2007-11-06 11:24:39 · 4 answers · asked by pianoman2011 1 in Science & Mathematics ➔ Physics
Ignoring air-resistance, the horizintal distance covered by an object projected with a velocity, v, and at an angle of θ from the horizontals is:
s = v²sin(2θ)/g
Assuming constant velocity and gravitational force, s is maximised when sin(2θ) is maximised. sin(2θ) cannot be greater than 1. sin(2θ)=1 when θ = 45°.

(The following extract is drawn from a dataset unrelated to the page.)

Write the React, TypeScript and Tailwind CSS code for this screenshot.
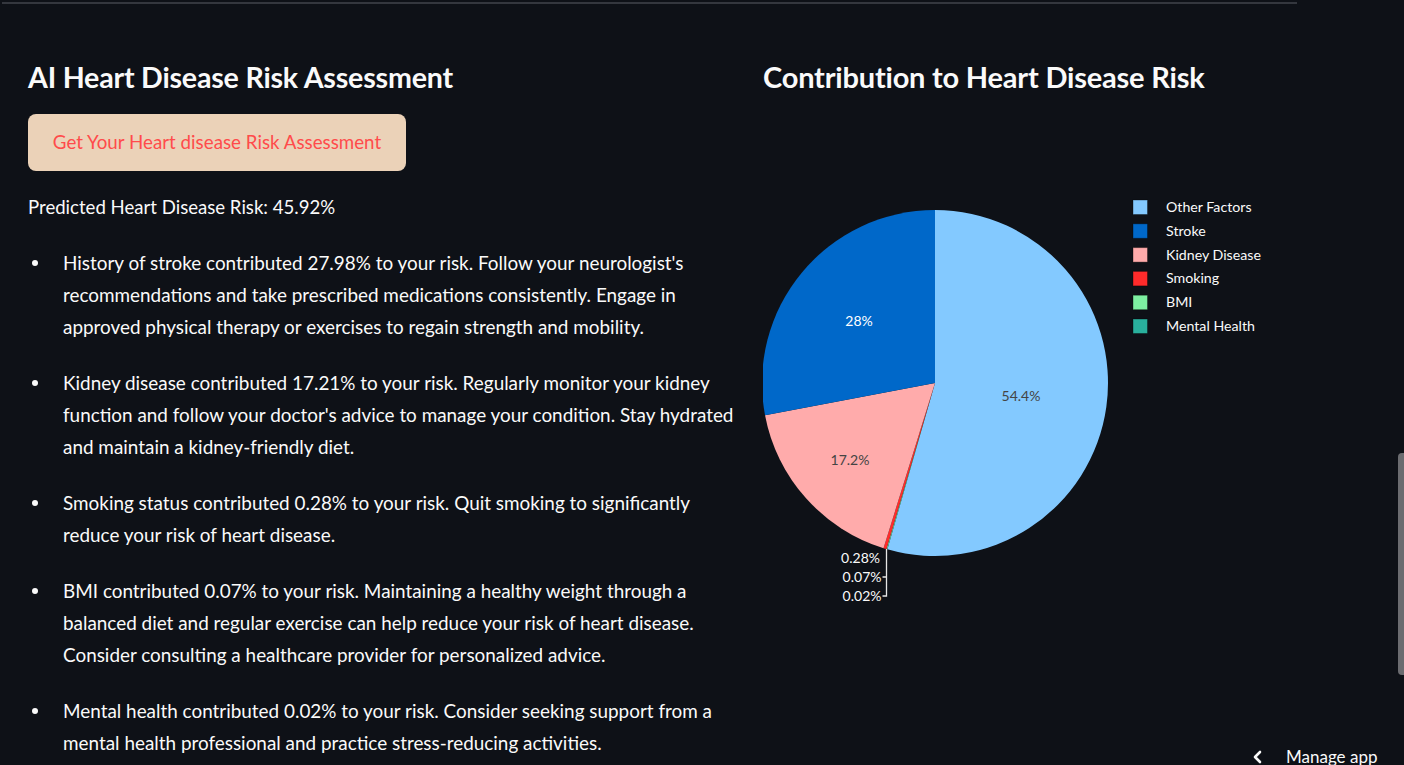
import React from "react";

const FONT = { fontFamily: "Lato, 'Noto Sans', sans-serif" };

type Slice = { name: string; v: number; color: string };

const slices: Slice[] = [
  { name: "Other Factors", v: 54.44, color: "#83c9ff" },
  { name: "Mental Health", v: 0.02, color: "#29b09d" },
  { name: "BMI", v: 0.07, color: "#7defa1" },
  { name: "Smoking", v: 0.28, color: "#ff2b2b" },
  { name: "Kidney Disease", v: 17.21, color: "#ffabab" },
  { name: "Stroke", v: 27.98, color: "#0068c9" },
];

const legend = [
  { name: "Other Factors", color: "#83c9ff" },
  { name: "Stroke", color: "#0068c9" },
  { name: "Kidney Disease", color: "#ffabab" },
  { name: "Smoking", color: "#ff2b2b" },
  { name: "BMI", color: "#7defa1" },
  { name: "Mental Health", color: "#29b09d" },
];

const items: string[][] = [
  [
    "History of stroke contributed 27.98% to your risk. Follow your neurologist's",
    "recommendations and take prescribed medications consistently. Engage in",
    "approved physical therapy or exercises to regain strength and mobility.",
  ],
  [
    "Kidney disease contributed 17.21% to your risk. Regularly monitor your kidney",
    "function and follow your doctor's advice to manage your condition. Stay hydrated",
    "and maintain a kidney-friendly diet.",
  ],
  [
    "Smoking status contributed 0.28% to your risk. Quit smoking to significantly",
    "reduce your risk of heart disease.",
  ],
  [
    "BMI contributed 0.07% to your risk. Maintaining a healthy weight through a",
    "balanced diet and regular exercise can help reduce your risk of heart disease.",
    "Consider consulting a healthcare provider for personalized advice.",
  ],
  [
    "Mental health contributed 0.02% to your risk. Consider seeking support from a",
    "mental health professional and practice stress-reducing activities.",
  ],
];

function PieChart() {
  const cx = 172;
  const cy = 273;
  const r = 173;
  const total = slices.reduce((s, x) => s + x.v, 0);
  let acc = 0;
  const pt = (deg: number) => {
    const a = (deg * Math.PI) / 180;
    return [cx + r * Math.sin(a), cy - r * Math.cos(a)];
  };
  const paths = slices.map((s) => {
    const a0 = (acc / total) * 360;
    acc += s.v;
    const a1 = (acc / total) * 360;
    const [x0, y0] = pt(a0);
    const [x1, y1] = pt(a1);
    const large = a1 - a0 > 180 ? 1 : 0;
    return (
      <path
        key={s.name}
        d={`M${cx},${cy} L${x0},${y0} A${r},${r} 0 ${large} 1 ${x1},${y1} Z`}
        fill={s.color}
      />
    );
  });
  return (
    <svg width="640" height="520" viewBox="0 0 640 520" style={FONT}>
      {paths}
      <text x="258" y="291" fontSize="14" fill="#444" textAnchor="middle">54.4%</text>
      <text x="96" y="216" fontSize="14" fill="#ffffff" textAnchor="middle">28%</text>
      <text x="87" y="355" fontSize="14" fill="#444" textAnchor="middle">17.2%</text>
      <text x="117" y="453" fontSize="14" fill="#fafafa" textAnchor="end">0.28%</text>
      <text x="118.5" y="472" fontSize="14" fill="#fafafa" textAnchor="end">0.07%</text>
      <text x="118.5" y="491" fontSize="14" fill="#fafafa" textAnchor="end">0.02%</text>
      <path
        d="M123.5,439 L123.5,486 L119.5,486 M123.5,467 L119.5,467"
        stroke="#e6e6e6"
        strokeWidth="1.3"
        fill="none"
      />
      {legend.map((l, i) => (
        <g key={l.name}>
          <rect
            x="370"
            y={90 + i * 23.8}
            width="14.5"
            height="14.5"
            fill={l.color}
            stroke="rgba(0,0,0,0.35)"
            strokeWidth="1"
          />
          <text x="403" y={102 + i * 23.8} fontSize="14.2" fill="#fafafa">
            {l.name}
          </text>
        </g>
      ))}
    </svg>
  );
}

export default function App() {
  return (
    <div
      className="relative w-[1404px] h-[765px] overflow-hidden bg-[#0e1117] text-[#fafafa]"
      style={FONT}
    >
      <div className="ml-[2px] mt-[2px] w-[1295px] h-[2px] bg-[#34373e]" />
      <div className="flex">
        <div className="w-[763px] pl-[28px] pt-[53px] shrink-0">
          <h3 className="text-[28.6px] leading-[40px] font-bold tracking-[-0.2px] whitespace-nowrap">
            AI Heart Disease Risk Assessment
          </h3>
          <button className="mt-[17px] w-[378px] h-[57px] rounded-[8px] bg-[#ebd2b8] text-[#ff4b4b] text-[18.75px] whitespace-nowrap">
            Get Your Heart disease Risk Assessment
          </button>
          <p className="mt-[20px] text-[18.6px] leading-[32px] whitespace-nowrap">
            Predicted Heart Disease Risk: 45.92%
          </p>
          <ul className="mt-[24px] flex flex-col gap-[24px]">
            {items.map((lines, i) => (
              <li key={i} className="flex text-[18.9px] leading-[32px]">
                <div className="w-[35px] shrink-0 flex items-start">
                  <div className="mt-[13px] ml-[4px] w-[6px] h-[6px] rounded-full bg-[#fafafa]" />
                </div>
                <div className="flex flex-col">
                  {lines.map((ln, j) => (
                    <span key={j} className="whitespace-nowrap">
                      {ln}
                    </span>
                  ))}
                </div>
              </li>
            ))}
          </ul>
        </div>
        <div className="flex-1 pt-[53px]">
          <h3 className="text-[29px] leading-[40px] font-bold tracking-[-0.2px] whitespace-nowrap">
            Contribution to Heart Disease Risk
          </h3>
          <div className="mt-[13px]">
            <PieChart />
          </div>
        </div>
      </div>
      <div className="absolute right-0 top-[453px] w-[6px] h-[222px] rounded-tl-[4px] rounded-bl-[4px] bg-[#6b6c70]" />
      <div className="absolute left-[1251px] top-[744px] flex items-center gap-[21px] text-[17px] leading-[26px]">
        <svg width="14" height="14" viewBox="0 0 14 14">
          <path d="M9 2 L4 7 L9 12" stroke="#fafafa" strokeWidth="2.6" fill="none" strokeLinecap="round" strokeLinejoin="round" />
        </svg>
        <span>Manage app</span>
      </div>
    </div>
  );
}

2007-11-06 11:35:36 · answer #1 · answered by gudspeling 7 · 0⤊ 0⤋
It's 45 deg.
The motion of an object under the influence of gravity is determined completely by the acceleration of gravity, its launch speed, and launch angle provided air friction is negligible. The horizontal and vertical motions may be separated and described by the general motion equations for constant acceleration. The initial vector components of the velocity are used in the equations. The diagram shows trajectories with the same launch speed but different launch angles. Note that the 60 and 30 degree trajectories have the same range, as do any pair of launches at complementary angles. The launch at 45 degrees gives the maximum range.
2007-11-06 11:42:16 · answer #2 · answered by jimmymae2000 7 · 0⤊ 0⤋
45 is the optimum angle. The air resistance is negligible.
d=xo+vot+1/2at^2
2007-11-06 11:31:34 · answer #3 · answered by Wylie Coyote 6 · 0⤊ 0⤋
every 1 says 45, but i think its 46. to complicated to explain.
2007-11-06 11:29:16 · answer #4 · answered by Player 1 · 0⤊ 6⤋